In the same letter, against paragraph 16: “The Authority’s view is that condition 5 should not have been imposed because the site already had the benefit of unrestricted working hours. I cannot comment on this. I do not know how the business operated in 1996 and it is too long ago for the Ombudsman to investigate.” I commented rather presciently:
This could have been dealt with if the Council had ask(ed) for retrospective planning application.

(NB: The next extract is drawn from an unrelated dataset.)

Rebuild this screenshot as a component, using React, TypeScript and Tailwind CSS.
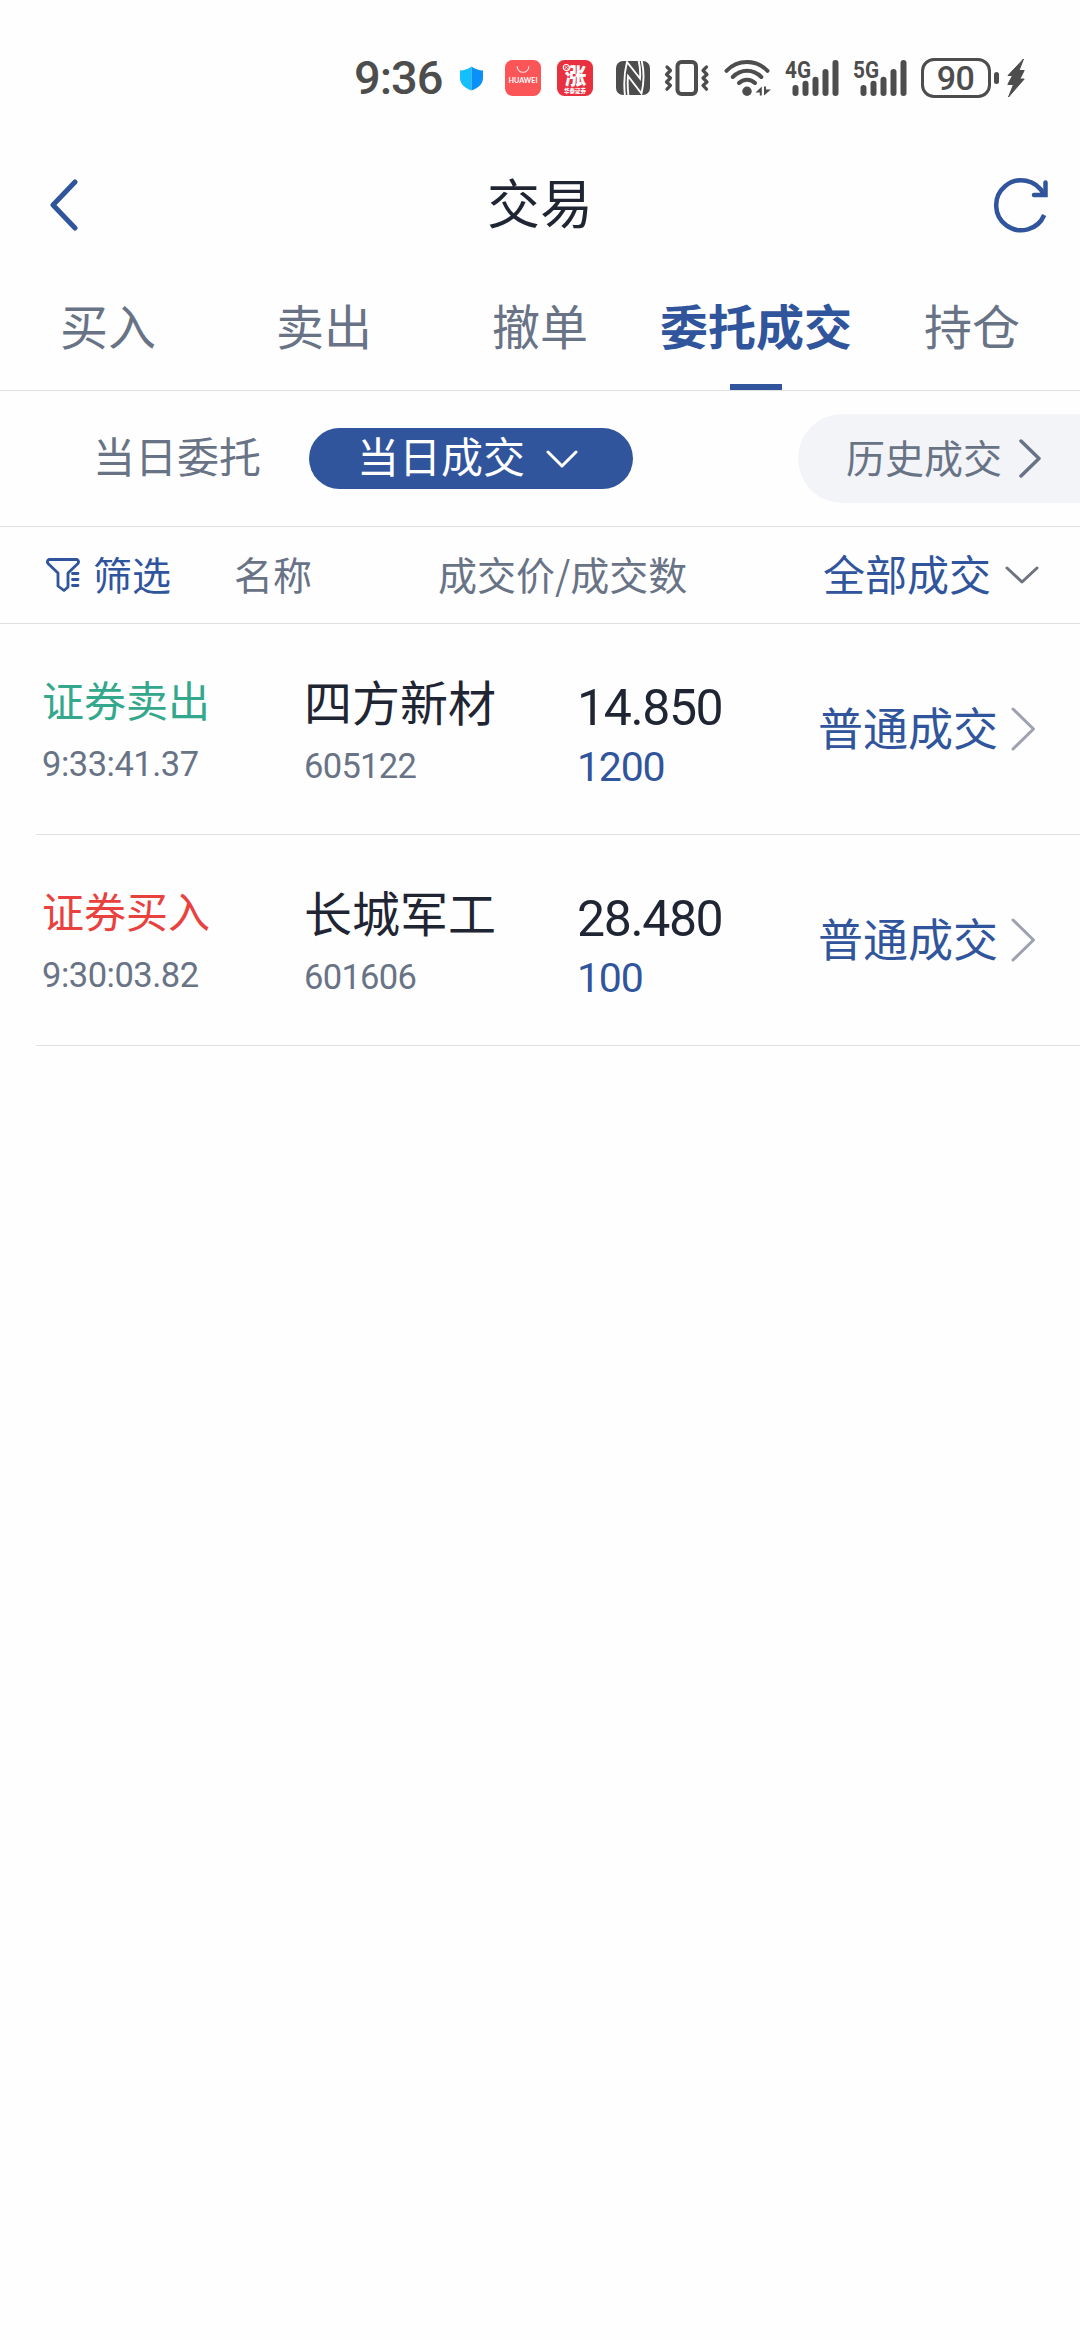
import React from "react";

const CJK = "font-['Noto_Sans_CJK_SC',sans-serif]";
const NUM = "font-['Roboto',sans-serif]";

type ChevronProps = {
  points: string;
  w: number;
  h: number;
  stroke: number;
  className: string;
};

function Chevron({ points, w, h, stroke, className }: ChevronProps) {
  return (
    <svg
      width={w}
      height={h}
      viewBox={`0 0 ${w} ${h}`}
      fill="none"
      stroke="currentColor"
      strokeWidth={stroke}
      strokeLinecap="round"
      strokeLinejoin="round"
      className={`shrink-0 ${className}`}
    >
      <polyline points={points} />
    </svg>
  );
}

function ShieldIcon() {
  return (
    <svg width="25" height="25" viewBox="0 0 25 25" className="ml-[18px] shrink-0">
      <path d="M12.500 0.500C9 3 5.500 4.200 1 4.600V12c0 6 4.500 9.800 11.500 12.500Z" fill="#14c0fb" />
      <path d="M12.500 0.500C16 3 19.500 4.200 24 4.600V12c0 6-4.500 9.800-11.500 12.500Z" fill="#0a90f8" />
    </svg>
  );
}

function HuaweiIcon() {
  return (
    <svg width="36" height="36" viewBox="0 0 36 36" className="ml-[21px] shrink-0">
      <rect width="36" height="36" rx="7.500" fill="#fb5558" />
      <path d="M12.200 6.500a5.800 5.800 0 0 0 11.600 0" fill="none" stroke="#ffe3e0" strokeWidth="1.100" strokeLinecap="round" />
      <text x="18" y="23.200" textAnchor="middle" textLength="29" lengthAdjust="spacingAndGlyphs" fontFamily="Lato, sans-serif" fontWeight="700" fontSize="7" fill="#fff">
        HUAWEI
      </text>
    </svg>
  );
}

function StockIcon() {
  return (
    <svg width="36" height="36" viewBox="0 0 36 36" className="ml-4 shrink-0 overflow-visible">
      <rect width="36" height="36" rx="7.500" fill="#e9303f" />
      <text x="18.500" y="23.500" textAnchor="middle" fontFamily="Noto Sans CJK SC, sans-serif" fontWeight="900" fontSize="21.500" fill="#fff">
        涨
      </text>
      <circle cx="9.300" cy="7.500" r="3" fill="#e9303f" stroke="#fff" strokeWidth="1.200" />
      <path d="M8 6.200l2.600 2.600m0-2.600l-2.600 2.600" stroke="#fff" strokeWidth="0.900" />
      <text x="18" y="33" textAnchor="middle" fontFamily="Noto Sans CJK SC, sans-serif" fontWeight="900" fontSize="5.500" fill="#fff">
        华泰证券
      </text>
    </svg>
  );
}

function NfcIcon() {
  return (
    <svg width="34" height="34" viewBox="0 0 34 34" className="ml-[23px] shrink-0">
      <rect width="34" height="34" rx="7" fill="#4d4d4d" />
      <path d="M9 35C8 26 8 12 11 1L24 17.500C24.500 11 24 5 22.500 -1" fill="none" stroke="#fefefe" strokeWidth="1.900" />
      <path d="M12.500 35C11.500 27 11.500 21 12 15L25.500 32.500C28 22 28 9 25.500 -1" fill="none" stroke="#fefefe" strokeWidth="1.900" />
    </svg>
  );
}

function VibrateIcon() {
  return (
    <svg width="46" height="36" viewBox="0 0 46 36" fill="none" stroke="#4d4d4d" strokeLinecap="round" strokeLinejoin="round" className="ml-[14px] shrink-0">
      <rect x="13.500" y="2" width="18.500" height="32" rx="4" strokeWidth="4" />
      <path d="M3 7l3.500 3.500L2.500 14.500 6.500 18 2.500 22 6.500 25.500 3 29.200" strokeWidth="3.200" />
      <path d="M42.500 7L39 10.500l4 4-4 3.500 4 4-4 3.500 3.500 3.700" strokeWidth="3.200" />
    </svg>
  );
}

function WifiIcon() {
  return (
    <svg width="47" height="36" viewBox="0 0 47 36" fill="none" stroke="#4d4d4d" strokeLinecap="round" strokeWidth="4" className="ml-[13.500px] shrink-0">
      <path d="M2.500 10.800C14 -0.800 32 -0.800 43.500 10.800" />
      <path d="M8.800 17C17 8.800 29 8.800 37.300 17" />
      <path d="M15 23c4.500-4.500 11.500-4.500 16 0" />
      <circle cx="23" cy="31.300" r="4.700" fill="#4d4d4d" stroke="none" />
      <path d="M37.800 26.500V35.500H35.800V32.500H31.500ZM40 35.500V26.500H42V29.500H47Z" fill="#4d4d4d" stroke="none" />
    </svg>
  );
}

function SignalIcon({ label, className }: { label: string; className: string }) {
  return (
    <svg width="54" height="36" viewBox="0 0 54 36" fill="#4d4d4d" className={`shrink-0 overflow-visible ${className}`}>
      <text x="0" y="17.800" textLength="26" lengthAdjust="spacingAndGlyphs" fontFamily="Roboto, sans-serif" fontWeight="700" fontSize="24.500">
        {label}
      </text>
      <rect x="7.500" y="25" width="6" height="11" rx="3" />
      <rect x="17.500" y="20.800" width="6" height="15.200" rx="3" />
      <rect x="27.500" y="16.800" width="6" height="19.200" rx="3" />
      <rect x="37.500" y="9" width="6" height="27" rx="3" />
      <rect x="47.500" y="0" width="6" height="36" rx="3" />
    </svg>
  );
}

function StatusBar() {
  return (
    <div className="flex h-[156px] items-center pl-[354px] text-[#4d4d4d]">
      <span className={`${NUM} w-[87px] text-[47px] leading-[48px] font-medium tracking-[-1px] whitespace-nowrap`}>9:36</span>
      <ShieldIcon />
      <HuaweiIcon />
      <StockIcon />
      <NfcIcon />
      <VibrateIcon />
      <WifiIcon />
      <SignalIcon label="4G" className="ml-[14px]" />
      <SignalIcon label="5G" className="ml-[14px]" />
      <span className={`${NUM} ml-[14px] flex h-10 w-[70px] items-center justify-center rounded-[13px] border-3 border-[#4d4d4d] text-[34px] leading-none font-medium tracking-[-0.5px]`}>
        90
      </span>
      <span className="ml-[3px] h-3 w-[5px] rounded-full bg-[#4d4d4d]" />
      <svg width="18" height="40" viewBox="0 0 18 40" className="ml-2 shrink-0">
        <path
          d="M16.500 1L1 17.500H5.500L0.800 26.500H6.500L1.500 39L17.200 21H12.800L17.200 12.500H12Z"
          fill="#4d4d4d"
          stroke="#4d4d4d"
          strokeWidth="1"
          strokeLinejoin="round"
        />
      </svg>
    </div>
  );
}

function Header() {
  return (
    <header className="grid h-[97px] grid-cols-3 items-center text-[#30559c]">
      <div className="pl-[48px]">
        <Chevron w={30} h={52} stroke={5} points="27,3 5,26 27,49" className="" />
      </div>
      <h1 className={`${CJK} pb-[6px] text-center text-[53px] leading-none text-[#1f2533]`}>交易</h1>
      <div className="flex justify-end pr-[31px]">
        <svg width="56" height="56" viewBox="0 0 56 56" fill="none" stroke="currentColor" strokeWidth="4.500">
          <path d="M51.200 38A25 25 0 1 1 50.500 17" />
          <path d="M52.500 5.500V18H41" strokeLinecap="round" />
        </svg>
      </div>
    </header>
  );
}

const tabs = ["买入", "卖出", "撤单", "委托成交", "持仓"];

function Tabs() {
  return (
    <nav className={`${CJK} grid h-[138px] grid-cols-5 border-b border-[#e0e0e0] text-[48px] leading-none text-[#697386]`}>
      {tabs.map((tab) =>
        tab === "委托成交" ? (
          <div key={tab} className="flex flex-col items-center justify-between pt-[47px] font-bold whitespace-nowrap text-[#30559c]">
            {tab}
            <span className="h-[6px] w-[52px] bg-[#30559c]" />
          </div>
        ) : (
          <div key={tab} className="pt-[47px] text-center">
            {tab}
          </div>
        ),
      )}
    </nav>
  );
}

function RangeBar() {
  return (
    <div className={`${CJK} flex h-[136px] items-center border-b border-[#e0e0e0] text-[42px] leading-none`}>
      <span className="w-[309px] pb-[7px] pl-[93px] text-[#697386]">当日委托</span>
      <div className="flex h-[61px] w-[324px] items-center rounded-full bg-[#30559c] pl-[48px] text-white">
        <span className="pb-[7px]">当日成交</span>
        <Chevron w={32} h={18} stroke={3} points="2,2 16,16 30,2" className="ml-[21px]" />
      </div>
      <div className="ml-auto flex h-[89px] w-[282px] items-center rounded-l-full bg-[#f3f4f7] pl-[48px] text-[39px] text-[#697386]">
        <span className="pb-1">历史成交</span>
        <Chevron w={22} h={39} stroke={3.5} points="2,2 20,19.500 2,37" className="ml-[17px]" />
      </div>
    </div>
  );
}

function ColumnHeader() {
  return (
    <div className={`${CJK} flex h-[97px] items-center border-b border-[#e0e0e0] pl-[46px] text-[39px] leading-none text-[#697386]`}>
      <div className="flex w-[188px] items-center text-[#30559c]">
        <svg width="34" height="34" viewBox="0 0 34 34" fill="none" stroke="currentColor" strokeWidth="2.800" strokeLinecap="round" strokeLinejoin="round" className="shrink-0">
          <path d="M3 1.500H31Q33.500 3 32 5.500L22 15V29L18 32.500L12 28V15L2 5.500Q0.500 3 3 1.500Z" />
          <path d="M26.500 15.500H32M26.500 21.500H32M26.500 27.500H32" />
        </svg>
        <span className="ml-[13px] pb-1">筛选</span>
      </div>
      <span className="w-[204px] pb-1">名称</span>
      <span className="w-[385px] pb-1 whitespace-nowrap">成交价/成交数</span>
      <span className="pb-1 text-[42px] text-[#30559c]">全部成交</span>
      <Chevron w={34} h={19} stroke={3} points="2,2 17,16 32,2" className="ml-[14px] text-[#6f7280]" />
    </div>
  );
}

type Trade = {
  side: string;
  sell: boolean;
  time: string;
  name: string;
  code: string;
  price: string;
  qty: string;
};

const trades: Trade[] = [
  { side: "证券卖出", sell: true, time: "9:33:41.37", name: "四方新材", code: "605122", price: "14.850", qty: "1200" },
  { side: "证券买入", sell: false, time: "9:30:03.82", name: "长城军工", code: "601606", price: "28.480", qty: "100" },
];

function TradeRow({ trade }: { trade: Trade }) {
  return (
    <li className="ml-9 flex h-[211px] border-b border-[#e0e0e0] pl-[6px]">
      <div className="w-[262px] pt-[54px]">
        <div className={`${CJK} text-[42px] leading-none ${trade.sell ? "text-[#34a88d]" : "text-[#e8413e]"}`}>{trade.side}</div>
        <div className={`${NUM} mt-[26px] text-[34.500px] leading-9 tracking-[-0.500px] text-[#697386]`}>{trade.time}</div>
      </div>
      <div className="w-[273px] pt-[52px]">
        <div className={`${CJK} text-[48px] leading-none text-[#1f2533]`}>{trade.name}</div>
        <div className={`${NUM} mt-[24px] text-[34.500px] leading-9 tracking-[-0.700px] text-[#697386]`}>{trade.code}</div>
      </div>
      <div className="w-[241px] pt-[59px]">
        <div className={`${NUM} text-[50px] leading-[50px] tracking-[-1.400px] text-[#1f2533]`}>{trade.price}</div>
        <div className={`${NUM} mt-[13px] text-[41px] leading-[42px] tracking-[-1.200px] text-[#30559c]`}>{trade.qty}</div>
      </div>
      <div className="flex items-center text-[#30559c]">
        <span className={`${CJK} pb-[5px] text-[45px] leading-none`}>普通成交</span>
        <Chevron w={25} h={44} stroke={3} points="2,2 22.500,22 2,42" className="ml-[13px] text-[#9ea2b0]" />
      </div>
    </li>
  );
}

export default function App() {
  return (
    <div className="h-[2340px] w-[1080px] overflow-hidden bg-[#fefefe]">
      <StatusBar />
      <Header />
      <Tabs />
      <RangeBar />
      <ColumnHeader />
      <ul>
        {trades.map((t) => (
          <TradeRow key={t.code} trade={t} />
        ))}
      </ul>
    </div>
  );
}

I when Customer Advocacy wrote to me on 14-Feb-17, “Officers at the Town Hall were correct in advising you that they could not help you further with complaints regarding Sunday working at UK Docks, as this had been dealt with as part of the historic complaint you made to the Council and to which current contact restrictions apply.” I could see that they (CA) had been misinformed by whoever was handling the complaint as Sunday working was not in my complaint to the LGO and I had not complained about it until 20-Dec-16.
I checked personally at the Town Hall on February 10th and discovered that the complaint had not been registered. I realised then that that I would have to write to you after all to clear up the mess surrounding Condition 2 before tackling the Council’s response to Condition 5.
If the Council had admitted that the cover was 2.7m too high when we had protested in 2013 about it, we would not have needed to raise a complaint about it in January 2014 and certainly not needed to involve the LGO and I hope I have explained why I had not responded within the ‘time limit’.
That a Senior Council Planner (# 31) thought that he could get away with passing off an unauthorised drawing from 1997 as a legal one from 1996 (#34) is shocking but sadly it appears to have worked, and it does not reflect very well on the office of the Local Government Ombudsman.